International Success of UO Researchers
In the first of them, they focused on the object detection and tracking of cars and pedestrians on videos taken from vehicles. We need to keep in mind that the artificial intelligence is an area where inventive methods are usually outperformed shortly after their publication. It is an area where special computers worth millions of crowns are used to train huge neural networks. And it is also an area where entire teams hunting for financial rewards of the competitions’ organizers have moved to. Despite all this, Petr Hurtík and Marek Vajgl from IRAFM (Institute for Research and Application of Fuzzy Modeling of the University of Ostrava) managed to end up second in such competition with their own method and using a common desktop computer.
Due to the COVID-19 pandemic they were not able to travel to Tokio for the ceremony, however, they focused on the many positive impacts their participation had, for example, they got new contacts and received an offer from a company dealing with the artificial intelligence in medicine. Ever since, their method has also been shared and discussed. At the Department of Informatics and Computers UO, there is a new course called Introduction to Deep Learning taught together with Honza Hůla and the students will be able to take part in other competitions as part of their semestral projects.

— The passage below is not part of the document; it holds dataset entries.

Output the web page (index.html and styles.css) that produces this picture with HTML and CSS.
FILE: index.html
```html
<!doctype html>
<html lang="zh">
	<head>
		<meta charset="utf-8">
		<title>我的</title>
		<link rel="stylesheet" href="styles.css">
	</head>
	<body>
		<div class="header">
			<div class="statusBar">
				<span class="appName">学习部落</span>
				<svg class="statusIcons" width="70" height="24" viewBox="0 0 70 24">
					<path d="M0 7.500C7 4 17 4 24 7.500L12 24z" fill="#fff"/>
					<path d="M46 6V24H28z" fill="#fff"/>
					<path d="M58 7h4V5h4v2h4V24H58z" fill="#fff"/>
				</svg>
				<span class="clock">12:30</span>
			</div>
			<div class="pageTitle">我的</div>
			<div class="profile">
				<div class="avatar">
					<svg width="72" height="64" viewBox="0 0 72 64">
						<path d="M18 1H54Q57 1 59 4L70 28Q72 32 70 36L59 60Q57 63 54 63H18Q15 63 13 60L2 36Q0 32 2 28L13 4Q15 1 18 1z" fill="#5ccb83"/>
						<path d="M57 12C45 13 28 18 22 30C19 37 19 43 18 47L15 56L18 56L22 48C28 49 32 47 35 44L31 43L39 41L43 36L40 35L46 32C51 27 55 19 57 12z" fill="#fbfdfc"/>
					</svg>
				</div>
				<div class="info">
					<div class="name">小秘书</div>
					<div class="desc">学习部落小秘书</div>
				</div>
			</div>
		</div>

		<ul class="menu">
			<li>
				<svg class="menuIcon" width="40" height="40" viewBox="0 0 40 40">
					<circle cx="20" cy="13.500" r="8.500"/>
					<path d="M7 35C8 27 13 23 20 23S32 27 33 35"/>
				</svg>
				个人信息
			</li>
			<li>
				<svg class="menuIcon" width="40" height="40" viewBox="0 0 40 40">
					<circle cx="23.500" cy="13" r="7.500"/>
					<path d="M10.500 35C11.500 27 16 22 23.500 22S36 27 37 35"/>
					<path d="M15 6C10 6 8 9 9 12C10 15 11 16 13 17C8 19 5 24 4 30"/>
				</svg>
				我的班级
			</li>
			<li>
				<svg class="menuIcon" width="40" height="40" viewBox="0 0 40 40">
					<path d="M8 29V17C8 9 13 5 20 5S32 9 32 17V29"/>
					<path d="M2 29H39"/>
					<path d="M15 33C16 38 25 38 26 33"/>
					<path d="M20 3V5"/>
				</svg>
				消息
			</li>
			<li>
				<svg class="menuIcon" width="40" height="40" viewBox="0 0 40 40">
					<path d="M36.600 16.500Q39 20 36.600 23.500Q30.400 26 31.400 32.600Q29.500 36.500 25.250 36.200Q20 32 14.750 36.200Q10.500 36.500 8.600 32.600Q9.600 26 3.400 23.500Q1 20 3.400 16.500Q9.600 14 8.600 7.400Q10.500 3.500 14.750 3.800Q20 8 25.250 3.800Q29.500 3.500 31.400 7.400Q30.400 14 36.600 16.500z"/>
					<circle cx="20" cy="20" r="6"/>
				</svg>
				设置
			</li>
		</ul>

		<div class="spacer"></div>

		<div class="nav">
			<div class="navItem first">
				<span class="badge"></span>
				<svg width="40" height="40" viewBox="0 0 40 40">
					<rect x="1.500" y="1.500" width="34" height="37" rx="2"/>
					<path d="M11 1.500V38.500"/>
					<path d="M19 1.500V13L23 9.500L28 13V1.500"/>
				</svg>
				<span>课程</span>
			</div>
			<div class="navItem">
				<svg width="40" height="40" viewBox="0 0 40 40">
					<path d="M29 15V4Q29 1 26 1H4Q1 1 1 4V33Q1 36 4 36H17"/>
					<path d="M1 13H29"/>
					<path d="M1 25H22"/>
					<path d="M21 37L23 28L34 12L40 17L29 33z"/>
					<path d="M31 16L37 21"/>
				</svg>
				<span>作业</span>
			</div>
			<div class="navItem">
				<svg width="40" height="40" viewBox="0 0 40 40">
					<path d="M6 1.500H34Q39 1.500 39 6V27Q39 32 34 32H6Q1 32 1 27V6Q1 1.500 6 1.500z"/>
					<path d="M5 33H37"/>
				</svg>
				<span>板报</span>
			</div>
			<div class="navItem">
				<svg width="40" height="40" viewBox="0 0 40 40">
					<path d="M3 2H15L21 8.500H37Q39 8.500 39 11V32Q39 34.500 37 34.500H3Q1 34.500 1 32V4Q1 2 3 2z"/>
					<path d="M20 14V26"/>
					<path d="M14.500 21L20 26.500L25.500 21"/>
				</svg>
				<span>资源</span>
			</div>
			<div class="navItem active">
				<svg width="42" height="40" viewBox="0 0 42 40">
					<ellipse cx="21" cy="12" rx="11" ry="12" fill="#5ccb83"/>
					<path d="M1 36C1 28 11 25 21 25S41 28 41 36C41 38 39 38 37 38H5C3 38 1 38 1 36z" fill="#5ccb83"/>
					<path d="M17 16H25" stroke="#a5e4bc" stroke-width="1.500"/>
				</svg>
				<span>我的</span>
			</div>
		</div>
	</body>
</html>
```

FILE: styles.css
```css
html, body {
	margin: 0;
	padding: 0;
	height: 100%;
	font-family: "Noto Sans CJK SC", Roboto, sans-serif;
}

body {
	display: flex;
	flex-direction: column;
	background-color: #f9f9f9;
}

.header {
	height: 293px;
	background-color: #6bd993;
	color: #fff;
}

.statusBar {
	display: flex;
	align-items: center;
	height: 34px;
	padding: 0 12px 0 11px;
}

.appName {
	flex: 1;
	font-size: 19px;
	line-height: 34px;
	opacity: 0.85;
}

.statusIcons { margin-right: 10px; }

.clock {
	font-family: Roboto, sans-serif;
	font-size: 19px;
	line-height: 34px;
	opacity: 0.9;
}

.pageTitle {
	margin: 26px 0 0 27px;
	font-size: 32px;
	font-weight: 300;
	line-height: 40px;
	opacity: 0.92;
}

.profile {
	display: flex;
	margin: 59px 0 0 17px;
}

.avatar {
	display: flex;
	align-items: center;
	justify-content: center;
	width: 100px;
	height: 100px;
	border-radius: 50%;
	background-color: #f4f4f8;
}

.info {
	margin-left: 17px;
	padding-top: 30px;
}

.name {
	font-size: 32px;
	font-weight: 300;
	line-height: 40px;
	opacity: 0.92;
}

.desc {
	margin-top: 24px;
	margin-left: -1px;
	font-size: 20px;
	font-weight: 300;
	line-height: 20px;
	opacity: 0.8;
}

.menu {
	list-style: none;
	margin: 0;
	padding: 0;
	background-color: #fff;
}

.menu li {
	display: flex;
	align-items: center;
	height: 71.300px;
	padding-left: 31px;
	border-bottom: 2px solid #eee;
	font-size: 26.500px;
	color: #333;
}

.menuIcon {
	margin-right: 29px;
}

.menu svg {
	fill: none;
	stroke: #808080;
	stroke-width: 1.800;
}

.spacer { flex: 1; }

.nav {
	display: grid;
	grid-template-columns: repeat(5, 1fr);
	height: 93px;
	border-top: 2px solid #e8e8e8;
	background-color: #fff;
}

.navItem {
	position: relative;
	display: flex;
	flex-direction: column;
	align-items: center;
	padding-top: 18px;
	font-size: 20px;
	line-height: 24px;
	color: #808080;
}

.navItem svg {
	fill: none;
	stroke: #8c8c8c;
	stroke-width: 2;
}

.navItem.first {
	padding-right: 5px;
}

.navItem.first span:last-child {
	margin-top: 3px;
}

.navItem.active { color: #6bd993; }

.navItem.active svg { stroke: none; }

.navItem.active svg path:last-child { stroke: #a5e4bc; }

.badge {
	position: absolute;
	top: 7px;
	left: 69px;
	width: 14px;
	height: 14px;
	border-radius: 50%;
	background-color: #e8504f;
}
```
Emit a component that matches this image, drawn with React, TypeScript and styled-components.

The task of the second competition was to detect the coastline in images taken from the Japanese satellite ALOS-2 orbiting more than 630 km above the ground. This time, the researchers took another member from Japan to the team. The competition lasted for three months, over 800 competitors registered for it and more than 2,700 solutions were sent for evaluation. The total of 2 million Japanese yen was distributed among the awarded projects. Their final solution helped them to end up on the second place.
Congratulations to Petr Hurtík and Marek Vajgl!